28 June 2013 by shartley   

This topic was introduced with the above Prezi towards the end of Term 1 2013 to both of my school’s Preliminary Society & Culture classes.  I teach one of them.

Students were then launched into a PBL style unit with the Who Are You Project (pdf).

To further explain the elements of this project:

  • Explore: This is a summary of the syllabus content
  • Answer: Students were required to respond to these questions
  • Reference: Students were to consult at least one resource within each of the reference categories listed
  • Compose: Students needed to communicate what they had learned about their personal and social identity
  • Present: An edited version needed to presented to the class – the cone of silence refers to the agreement that anything of a personal nature that’s discussed in Society & Culture does not go beyond the classroom

It was a very successful project with most students engaged and deeply involved with the process. A minority took the more self-directed style of learning as an opportunity to do little.

Other issues included:

  • The word ‘explore’ – students didn’t understand that these were the concepts needed to be investigated, even after verbal explanation – this will need refinement for next time
  • Explicitly asking questions meant students were inclined to approach the project as a typical Q & A worksheet, answering the questions superficially because they hadn’t investigated the concepts first
  • Some of the items on the reference list did not have a clear link to the project at hand – conducting background research to place subject into context needs to be taught clearly
  • Many students decided to do a PowerPoint (not listed) but generally did it well, some learned how to use Prezi for the first time, some did scrap-books, others did blog posts and the work avoiders wrote out a speech.

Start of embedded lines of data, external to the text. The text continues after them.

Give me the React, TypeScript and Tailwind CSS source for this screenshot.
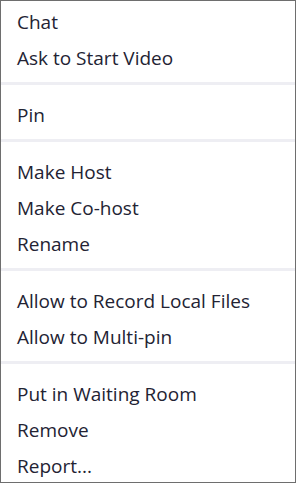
const groups = [
  ["Chat", "Ask to Start Video"],
  ["Pin"],
  ["Make Host", "Make Co-host", "Rename"],
  ["Allow to Record Local Files", "Allow to Multi-pin"],
  ["Put in Waiting Room", "Remove", "Report..."],
];

export default function App() {
  return (
    <div className="h-[483px] w-[296px] overflow-hidden border border-[#6e6e6e] bg-white font-['Open_Sans',sans-serif] text-[#232333]">
      {groups.map((items, i) => (
        <div
          key={i}
          className={
            "py-[9px] first:pt-0 last:pb-0 " +
            (i < groups.length - 1 ? "border-b-[3px] border-[#eeeef3]" : "")
          }
        >
          {items.map((label) => (
            <div key={label} className="flex h-9 items-center px-4 pt-[6px] text-[19px] leading-none">
              {label}
            </div>
          ))}
        </div>
      ))}
    </div>
  );
}
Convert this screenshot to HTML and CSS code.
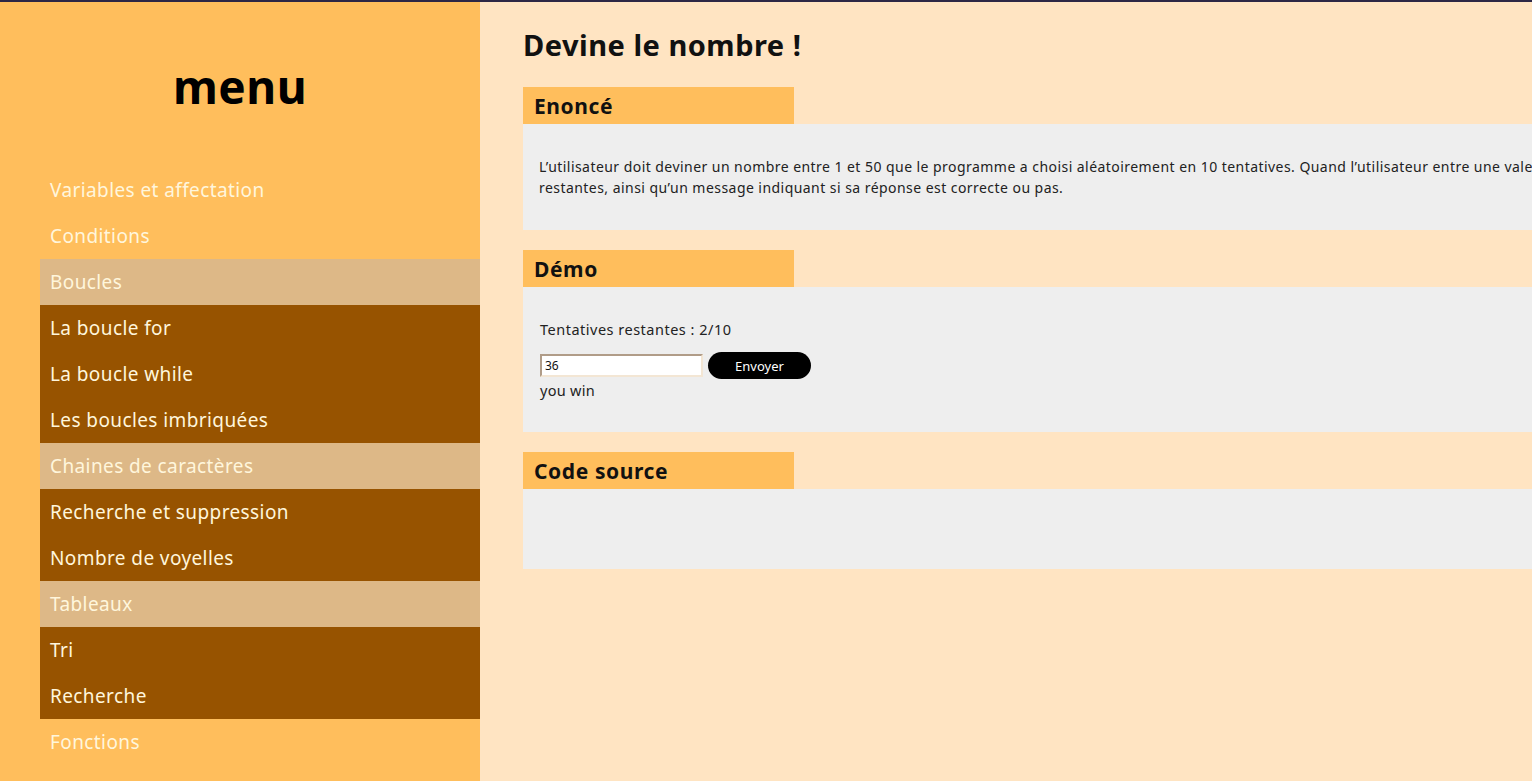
FILE: index.html
```html
<!DOCTYPE html>
<html lang="fr">
<head>
<meta charset="utf-8">
<title>Devine le nombre !</title>
<link rel="stylesheet" href="styles.css">
</head>
<body>
<div class="topline"></div>
<div class="page">
  <aside class="sidebar">
    <h2 class="menu-title">menu</h2>
    <ul class="nav">
      <li class="nav-item">Variables et affectation</li>
      <li class="nav-item">Conditions</li>
      <li class="nav-item cat">Boucles</li>
      <li class="nav-item sub">La boucle for</li>
      <li class="nav-item sub">La boucle while</li>
      <li class="nav-item sub">Les boucles imbriquées</li>
      <li class="nav-item cat">Chaines de caractères</li>
      <li class="nav-item sub">Recherche et suppression</li>
      <li class="nav-item sub">Nombre de voyelles</li>
      <li class="nav-item cat">Tableaux</li>
      <li class="nav-item sub">Tri</li>
      <li class="nav-item sub">Recherche</li>
      <li class="nav-item">Fonctions</li>
    </ul>
  </aside>
  <main class="main">
    <h1 class="title">Devine le nombre !</h1>
    <section class="section">
      <h3 class="section-head">Enoncé</h3>
      <div class="box box-enonce">
        <p class="enonce">L’utilisateur doit deviner un nombre entre 1 et 50 que le programme a choisi aléatoirement en 10 tentatives. Quand l’utilisateur entre une valeur, le programme affiche le nombre de tentatives<br>restantes, ainsi qu’un message indiquant si sa réponse est correcte ou pas.</p>
      </div>
    </section>
    <section class="section">
      <h3 class="section-head">Démo</h3>
      <div class="box box-demo">
        <p class="tries">Tentatives restantes : 2/10</p>
        <div class="form-row">
          <input class="guess" type="text" value="36">
          <button class="send">Envoyer</button>
        </div>
        <p class="result">you win</p>
      </div>
    </section>
    <section class="section">
      <h3 class="section-head">Code source</h3>
      <div class="box box-code"></div>
    </section>
  </main>
</div>
</body>
</html>
```

FILE: styles.css
```css
html, body {
  margin: 0;
  padding: 0;
  height: 100%;
  overflow: hidden;
}
body {
  font-family: "Noto Sans", "DejaVu Sans", sans-serif;
  background: #ffe4c2;
  color: #222;
}
.topline {
  height: 2px;
  background: #2d2745;
}
.page {
  display: flex;
  height: calc(100% - 2px);
}
.sidebar {
  width: 480px;
  flex: none;
  background: #ffbe5c;
}
.menu-title {
  margin: 0;
  padding-top: 56px;
  height: 165px;
  box-sizing: border-box;
  text-align: center;
  font-size: 46px;
  font-weight: 700;
  line-height: 56px;
  color: #000;
  letter-spacing: 0.5px;
}
.nav {
  list-style: none;
  margin: 0;
  padding: 0 0 0 40px;
}
.nav-item {
  height: 46px;
  line-height: 46px;
  padding-left: 10px;
  font-size: 19px;
  letter-spacing: 0.4px;
  color: #fff6dc;
}
.cat {
  background: #ddb887;
}
.sub {
  background: #975300;
}
.main {
  flex: none;
  width: 1400px;
  padding: 24px 0 0 43px;
  box-sizing: border-box;
}
.title {
  margin: 0 0 23px;
  font-size: 29px;
  font-weight: 700;
  line-height: 38px;
  letter-spacing: 0.5px;
  color: #111;
}
.section {
  margin-bottom: 20px;
}
.section-head {
  margin: 0;
  width: 271px;
  height: 37px;
  box-sizing: border-box;
  padding-left: 11px;
  background: #ffbe5c;
  font-size: 21px;
  font-weight: 700;
  line-height: 38px;
  letter-spacing: 0.6px;
  color: #111;
}
.box {
  background: #eeeeee;
  width: 1100px;
  box-sizing: border-box;
}
.box-enonce {
  height: 106px;
  padding: 32px 0 0 16px;
}
.enonce {
  margin: 0;
  font-size: 14px;
  line-height: 21px;
  letter-spacing: 0.45px;
  white-space: nowrap;
  color: #222;
}
.box-demo {
  height: 145px;
  padding: 33px 0 0 17px;
}
.tries {
  margin: 0;
  font-size: 14.5px;
  line-height: 18px;
  letter-spacing: 0.5px;
  color: #222;
}
.form-row {
  display: flex;
  align-items: center;
  gap: 5px;
  margin-top: 14px;
}
.guess {
  width: 163px;
  height: 23px;
  box-sizing: border-box;
  margin: 0;
  padding: 0 3px;
  border: 2px solid #b09c88;
  border-right-color: #f3e6d4;
  border-bottom-color: #f3e6d4;
  background: #fff;
  font-family: "Noto Sans", sans-serif;
  font-size: 12px;
  color: #111;
}
.send {
  width: 103px;
  height: 27px;
  border: none;
  border-radius: 14px;
  background: #000;
  color: #fff;
  font-family: "Noto Sans", sans-serif;
  font-size: 13px;
  padding: 0;
}
.result {
  margin: 2px 0 0;
  font-size: 14.5px;
  line-height: 18px;
  letter-spacing: 0.3px;
  color: #222;
}
.box-code {
  height: 80px;
}
```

Overall, they really learned a lot about the concepts and terms in a meaningful way because they applied it to themselves and there is nobody they know better.

I was then away with my Innovative Learning Team on and off for a couple of weeks so during this time students completed more traditional textbook and video worksheets.

They also watched Yolngu Boy (link includes comprehensive educational resources), followed by an essay completed in test conditions.  The students’ attitude towards this essay made me quite irate.  Many held the opinion that since it wasn’t an assessment task “it didn’t count”.  That earned them a little lecture on what school and education and learning was about.  A singular focus on HSC marks makes me mad!  Despite this attitude or because of my tirade the students produced some excellent essays.

Finally, for this unit, students were given a Research Assessment Task to perform primary research (questionnaire or interview) to compare their identity development to others (questionnaire) or another (interview).  Unfortunately many students completely forgot all the concepts they had learned from the Who Are You project, the textbook, the videos and from the Yolngu Boy essay in which students had included concepts quite well.   All these tasks had been scaffolded so the concepts were reasonably clear but the link of the concepts to the title of the unit, Personal and Social Identity, obviously hadn’t been made strong enough.  These research assessment tasks were mainly written as if personality equated to identity.  *sigh*

All that been said, I still think the program is a good one.  Next year the plan is to make the Who Am I project and the Research Assessment Task into one big assessment task with some tweaking.  I want to drop the textbook part altogether but part of the reason it was included was to placate a parent that believes my teaching methods lack the rigour required for the HSC.  You see, I made the mistake at parent-teacher night of saying we had been having fun in the course and hadn’t taught to the test (the first assessment task).  Obviously I should wash my mouth out with soap!

We are all human, students, teachers and even parents.  I know my students have learned much about themselves and others from this unit.  Hopefully their learning will also be reflected in HSC results in a year and a half’s time.